If you think about it you'll understand why there's always a bounce-back on a drop. Sometimes the bounce-back comes quickly, sometimes it's dragged out.
Significance: Yes, the market will go up and down. No one denies that. However, it will not mean revert to some previous price ... it mean reverts to a growth rate. So, we can witness an ever increasing market that is mean reverting at the same time.
Now, many will try to time the zig-zag, knowing that it is just a temporary condition. This can be done very successfully. However, those that sell or stay out of the market, expecting the price to mean revert generally find themselves losers. I know several that sold out in June 2013 when the S&P 500 hit $1,600. It was an "all time high" and surely would mean revert. Now, with the market nearly 50% higher, they are still waiting. Hope you're not one of them.
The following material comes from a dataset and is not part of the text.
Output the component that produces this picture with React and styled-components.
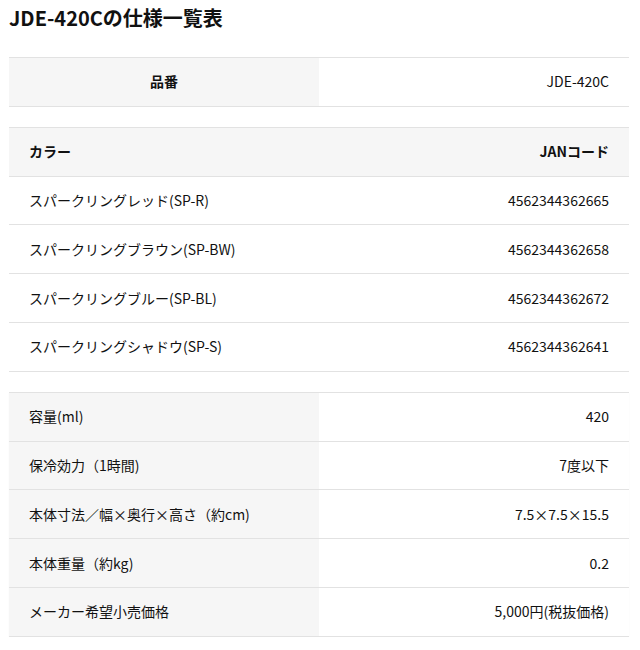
import React from "react";
import styled, { createGlobalStyle } from "styled-components";

const GlobalStyle = createGlobalStyle`
  body {
    margin: 0;
    background: #fff;
    font-family: "Noto Sans CJK JP", "Noto Sans", sans-serif;
    color: #111;
  }
`;

const Page = styled.div`
  padding: 0 11px 0 9px;
`;

const Title = styled.h2`
  margin: 0;
  padding-top: 3px;
  font-size: 20px;
  line-height: 30px;
  font-weight: 700;
  color: #111;
`;

const SpecTable = styled.table`
  width: 100%;
  border-collapse: collapse;
  table-layout: fixed;
  margin-top: ${(p) => p.$gap}px;
  font-size: 14px;
  box-shadow: ${(p) => (p.$shadow ? "0 1px 1px rgba(0,0,0,0.06)" : "none")};
`;

const Row = styled.tr`
  border-top: 1px solid #e2e2e2;
  border-bottom: 1px solid #e2e2e2;
  background: ${(p) => (p.$head ? "#f6f6f6" : "transparent")};
`;

const Cell = styled.td`
  height: 47.8px;
  padding: 0 20px;
  line-height: 21px;
  vertical-align: middle;
  text-align: ${(p) => p.$align || "left"};
  font-weight: ${(p) => (p.$bold ? 700 : 400)};
  background: ${(p) => (p.$shade ? "#f6f6f6" : "transparent")};
`;

const colors = [
  ["スパークリングレッド(SP-R)", "4562344362665"],
  ["スパークリングブラウン(SP-BW)", "4562344362658"],
  ["スパークリングブルー(SP-BL)", "4562344362672"],
  ["スパークリングシャドウ(SP-S)", "4562344362641"],
];

const specs = [
  ["容量(ml)", "420"],
  ["保冷効力（1時間)", "7度以下"],
  ["本体寸法／幅×奥行×高さ（約cm)", "7.5×7.5×15.5"],
  ["本体重量（約kg)", "0.2"],
  ["メーカー希望小売価格", "5,000円(税抜価格)"],
];

export default function App() {
  return (
    <Page>
      <GlobalStyle />
      <Title>JDE-420Cの仕様一覧表</Title>

      <SpecTable $gap={24}>
        <tbody>
          <Row>
            <Cell $shade $bold $align="center">品番</Cell>
            <Cell $align="right">JDE-420C</Cell>
          </Row>
        </tbody>
      </SpecTable>

      <SpecTable $gap={20}>
        <tbody>
          <Row $head>
            <Cell $bold>カラー</Cell>
            <Cell $bold $align="right">JANコード</Cell>
          </Row>
          {colors.map(([name, code]) => (
            <Row key={code}>
              <Cell>{name}</Cell>
              <Cell $align="right">{code}</Cell>
            </Row>
          ))}
        </tbody>
      </SpecTable>

      <SpecTable $gap={20} $shadow>
        <tbody>
          {specs.map(([label, value]) => (
            <Row key={label}>
              <Cell $shade>{label}</Cell>
              <Cell $align="right">{value}</Cell>
            </Row>
          ))}
        </tbody>
      </SpecTable>
    </Page>
  );
}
Summary: Many investors and even some professionals can be easily misled by what seems to be an accurate portrayal of market conditions. Very few actually have the training to understand the mechanics of the market. Most fall victim to "slogans" and misrepresentation.
This article illustrated how the market is systematically portrayed as being more robust than it really is ... that inflation portrayals use the same techniques to understate the true rate and that investors are wrongly influenced to sell when they should be holding or buying.
It is my hope, that through this article, I can challenge the reader to question even the most basic of "slogans" and accepted practice.
Caveat: In this article I put forth the concept that the Market has a "fundamental" growth rate around which it mean reverts. This is the current thinking amongst most statisticians and market gurus. There is a tremendous amount of scholarly articles and studies indicating this to be so.
Personally, I disagree with the "field" on this. My personal opinion is that the growth rate, itself, mean reverts around some other fundamental value or values that are not easily and currently understood.
Since I promised just a factual presentation and not a philosophical or "gut" opinion, it was beyond the scope of this article.